__Goal__
Copy out the data exactly, leaving the pictures behind.

__Information shown__
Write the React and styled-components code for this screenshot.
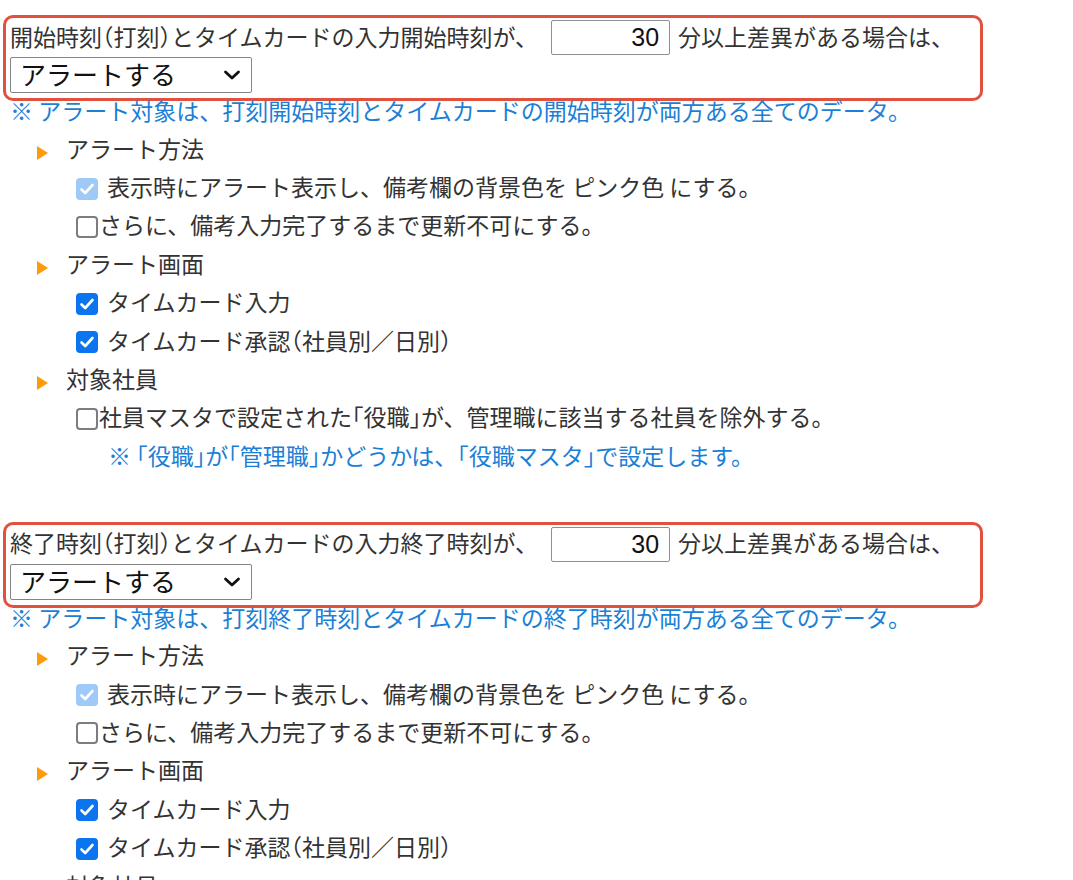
import React from "react";
import styled, { createGlobalStyle } from "styled-components";

const GlobalStyle = createGlobalStyle`
	body {
		margin: 0;
		background: #fff;
		font-family: "Noto Sans CJK JP", "Noto Sans", sans-serif;
		font-size: 23px;
		color: #333;
	}
`

const Page = styled.div`
	padding: 15px 0 0 3px;
`

const Section = styled.div`
	margin-bottom: 45px;
`

const AlertBox = styled.div`
	box-sizing: border-box;
	width: 980px;
	height: 86px;
	border: 3px solid #e2503e;
	border-radius: 10px;
	padding: 1px 4px 5px;
`

const ConditionLine = styled.div`
	display: flex;
	align-items: center;
	height: 37px;
	white-space: nowrap;
`

const Label = styled.span`
	padding-bottom: ${p => p.$lift ?? 5}px;
`

// 括弧だけ半角幅にする
const Punct = styled.span`
	font-feature-settings: "halt";
`

const MinutesInput = styled.div`
	box-sizing: border-box;
	width: 119px;
	height: 35px;
	margin: 0 8px 0 13px;
	padding-right: 10px;
	border: 1px solid #8f8f8f;
	border-radius: 2px;
	display: flex;
	align-items: center;
	justify-content: flex-end;
	font-family: "Liberation Sans", Arial, sans-serif;
	font-size: 25px;
	color: #111;
`

const SelectBox = styled.div`
	box-sizing: border-box;
	width: 242px;
	height: 36px;
	margin-top: 1px;
	border: 1px solid #858585;
	border-radius: 2px;
	padding: 0 10px 0 9px;
	display: flex;
	align-items: center;
	justify-content: space-between;
	font-size: 26px;
	color: #111;
`

const Note = styled.div`
	color: #1b7fd6;
	line-height: 24px;
	height: 24px;
	padding-left: 7px;
	white-space: nowrap;
	margin-top: -3px;
	margin-bottom: 3px;
`

const List = styled.div`
	padding-top: 6px;
`

const Row = styled.div`
	display: flex;
	align-items: center;
	height: 38.4px;
	padding-left: ${p => p.$indent}px;
	white-space: nowrap;
	color: ${p => (p.$blue ? "#1b7fd6" : "#333")};
`

const Arrow = styled.span`
	width: 0;
	height: 0;
	border-left: 11px solid #ff9a08;
	border-top: 7.5px solid transparent;
	border-bottom: 7.5px solid transparent;
	margin: 5px 18px 0 0;
`

const Box = styled.span`
	box-sizing: border-box;
	width: 22px;
	height: 22px;
	border-radius: 4px;
	margin-right: ${p => p.$gap}px;
	display: flex;
	align-items: center;
	justify-content: center;
	flex-shrink: 0;
	background: ${p => (p.$state === "on" ? "#0b74ef" : p.$state === "dim" ? "#9fc9f6" : "#fff")};
	border: ${p => (p.$state === "off" ? "2px solid #7d7d7d" : "none")};
`

const Check = ({ state, gap }) => (
	<Box $state={state} $gap={gap}>
		{state !== "off" && (
			<svg width="16" height="14" viewBox="0 0 16 14">
				<path d="M2.5 7.5 L6.2 11 L13.5 3" fill="none" stroke="#fff" strokeWidth="2.6" strokeLinecap="round" strokeLinejoin="round" />
			</svg>
		)}
	</Box>
)

const Heading = ({ children }) => (
	<Row $indent={34}>
		<Arrow />
		<Label>{children}</Label>
	</Row>
)

const CheckRow = ({ state, gap, children }) => (
	<Row $indent={73}>
		<Check state={state} gap={gap} />
		<Label>{children}</Label>
	</Row>
)

const AlertSection = ({ kind }) => (
	<Section>
		<AlertBox>
			<ConditionLine>
				<Label $lift={4}>
					{kind}時刻<Punct>（</Punct>打刻<Punct>）</Punct>とタイムカードの入力{kind}時刻が、
				</Label>
				<MinutesInput>30</MinutesInput>
				<Label $lift={4}>分以上差異がある場合は、</Label>
			</ConditionLine>
			<SelectBox>
				<Label $lift={3}>アラートする</Label>
				<svg width="18" height="12" viewBox="0 0 18 12">
					<path d="M2.5 3 L9 9 L15.5 3" fill="none" stroke="#111" strokeWidth="2.8" strokeLinecap="round" strokeLinejoin="round" />
				</svg>
			</SelectBox>
		</AlertBox>
		<Note>※ アラート対象は、打刻{kind}時刻とタイムカードの{kind}時刻が両方ある全てのデータ。</Note>
		<List>
			<Heading>アラート方法</Heading>
			<CheckRow state="dim" gap={9}>表示時にアラート表示し、備考欄の背景色を ピンク色 にする。</CheckRow>
			<CheckRow state="off" gap={1}>さらに、備考入力完了するまで更新不可にする。</CheckRow>
			<Heading>アラート画面</Heading>
			<CheckRow state="on" gap={9}>タイムカード入力</CheckRow>
			<CheckRow state="on" gap={9}>
				タイムカード承認<Punct>（</Punct>社員別／日別<Punct>）</Punct>
			</CheckRow>
			<Heading>対象社員</Heading>
			<CheckRow state="off" gap={1}>
				社員マスタで設定された<Punct>「</Punct>役職<Punct>」</Punct>が、管理職に該当する社員を除外する。
			</CheckRow>
			<Row $indent={105} $blue>
				<Label>
					※ <Punct>「</Punct>役職<Punct>」</Punct>が<Punct>「</Punct>管理職<Punct>」</Punct>かどうかは、<Punct>「</Punct>役職マスタ<Punct>」</Punct>で設定します。
				</Label>
			</Row>
		</List>
	</Section>
)

const App = () => {
	return (
		<Page>
			<GlobalStyle />
			<AlertSection kind="開始" />
			<AlertSection kind="終了" />
		</Page>
	)
}

export default App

__Correct result__
Write the React and styled-components code for this screenshot.
import React from "react";
import styled, { createGlobalStyle } from "styled-components";

const GlobalStyle = createGlobalStyle`
	body {
		margin: 0;
		background: #fff;
		font-family: "Noto Sans CJK JP", "Noto Sans", sans-serif;
		font-size: 23px;
		color: #333;
	}
`

const Page = styled.div`
	padding: 15px 0 0 3px;
`

const Section = styled.div`
	margin-bottom: 45px;
`

const AlertBox = styled.div`
	box-sizing: border-box;
	width: 980px;
	height: 86px;
	border: 3px solid #e2503e;
	border-radius: 10px;
	padding: 1px 4px 5px;
`

const ConditionLine = styled.div`
	display: flex;
	align-items: center;
	height: 37px;
	white-space: nowrap;
`

const Label = styled.span`
	padding-bottom: ${p => p.$lift ?? 5}px;
`

// 括弧だけ半角幅にする
const Punct = styled.span`
	font-feature-settings: "halt";
`

const MinutesInput = styled.div`
	box-sizing: border-box;
	width: 119px;
	height: 35px;
	margin: 0 8px 0 13px;
	padding-right: 10px;
	border: 1px solid #8f8f8f;
	border-radius: 2px;
	display: flex;
	align-items: center;
	justify-content: flex-end;
	font-family: "Liberation Sans", Arial, sans-serif;
	font-size: 25px;
	color: #111;
`

const SelectBox = styled.div`
	box-sizing: border-box;
	width: 242px;
	height: 36px;
	margin-top: 1px;
	border: 1px solid #858585;
	border-radius: 2px;
	padding: 0 10px 0 9px;
	display: flex;
	align-items: center;
	justify-content: space-between;
	font-size: 26px;
	color: #111;
`

const Note = styled.div`
	color: #1b7fd6;
	line-height: 24px;
	height: 24px;
	padding-left: 7px;
	white-space: nowrap;
	margin-top: -3px;
	margin-bottom: 3px;
`

const List = styled.div`
	padding-top: 6px;
`

const Row = styled.div`
	display: flex;
	align-items: center;
	height: 38.4px;
	padding-left: ${p => p.$indent}px;
	white-space: nowrap;
	color: ${p => (p.$blue ? "#1b7fd6" : "#333")};
`

const Arrow = styled.span`
	width: 0;
	height: 0;
	border-left: 11px solid #ff9a08;
	border-top: 7.5px solid transparent;
	border-bottom: 7.5px solid transparent;
	margin: 5px 18px 0 0;
`

const Box = styled.span`
	box-sizing: border-box;
	width: 22px;
	height: 22px;
	border-radius: 4px;
	margin-right: ${p => p.$gap}px;
	display: flex;
	align-items: center;
	justify-content: center;
	flex-shrink: 0;
	background: ${p => (p.$state === "on" ? "#0b74ef" : p.$state === "dim" ? "#9fc9f6" : "#fff")};
	border: ${p => (p.$state === "off" ? "2px solid #7d7d7d" : "none")};
`

const Check = ({ state, gap }) => (
	<Box $state={state} $gap={gap}>
		{state !== "off" && (
			<svg width="16" height="14" viewBox="0 0 16 14">
				<path d="M2.5 7.5 L6.2 11 L13.5 3" fill="none" stroke="#fff" strokeWidth="2.6" strokeLinecap="round" strokeLinejoin="round" />
			</svg>
		)}
	</Box>
)

const Heading = ({ children }) => (
	<Row $indent={34}>
		<Arrow />
		<Label>{children}</Label>
	</Row>
)

const CheckRow = ({ state, gap, children }) => (
	<Row $indent={73}>
		<Check state={state} gap={gap} />
		<Label>{children}</Label>
	</Row>
)

const AlertSection = ({ kind }) => (
	<Section>
		<AlertBox>
			<ConditionLine>
				<Label $lift={4}>
					{kind}時刻<Punct>（</Punct>打刻<Punct>）</Punct>とタイムカードの入力{kind}時刻が、
				</Label>
				<MinutesInput>30</MinutesInput>
				<Label $lift={4}>分以上差異がある場合は、</Label>
			</ConditionLine>
			<SelectBox>
				<Label $lift={3}>アラートする</Label>
				<svg width="18" height="12" viewBox="0 0 18 12">
					<path d="M2.5 3 L9 9 L15.5 3" fill="none" stroke="#111" strokeWidth="2.8" strokeLinecap="round" strokeLinejoin="round" />
				</svg>
			</SelectBox>
		</AlertBox>
		<Note>※ アラート対象は、打刻{kind}時刻とタイムカードの{kind}時刻が両方ある全てのデータ。</Note>
		<List>
			<Heading>アラート方法</Heading>
			<CheckRow state="dim" gap={9}>表示時にアラート表示し、備考欄の背景色を ピンク色 にする。</CheckRow>
			<CheckRow state="off" gap={1}>さらに、備考入力完了するまで更新不可にする。</CheckRow>
			<Heading>アラート画面</Heading>
			<CheckRow state="on" gap={9}>タイムカード入力</CheckRow>
			<CheckRow state="on" gap={9}>
				タイムカード承認<Punct>（</Punct>社員別／日別<Punct>）</Punct>
			</CheckRow>
			<Heading>対象社員</Heading>
			<CheckRow state="off" gap={1}>
				社員マスタで設定された<Punct>「</Punct>役職<Punct>」</Punct>が、管理職に該当する社員を除外する。
			</CheckRow>
			<Row $indent={105} $blue>
				<Label>
					※ <Punct>「</Punct>役職<Punct>」</Punct>が<Punct>「</Punct>管理職<Punct>」</Punct>かどうかは、<Punct>「</Punct>役職マスタ<Punct>」</Punct>で設定します。
				</Label>
			</Row>
		</List>
	</Section>
)

const App = () => {
	return (
		<Page>
			<GlobalStyle />
			<AlertSection kind="開始" />
			<AlertSection kind="終了" />
		</Page>
	)
}

export default App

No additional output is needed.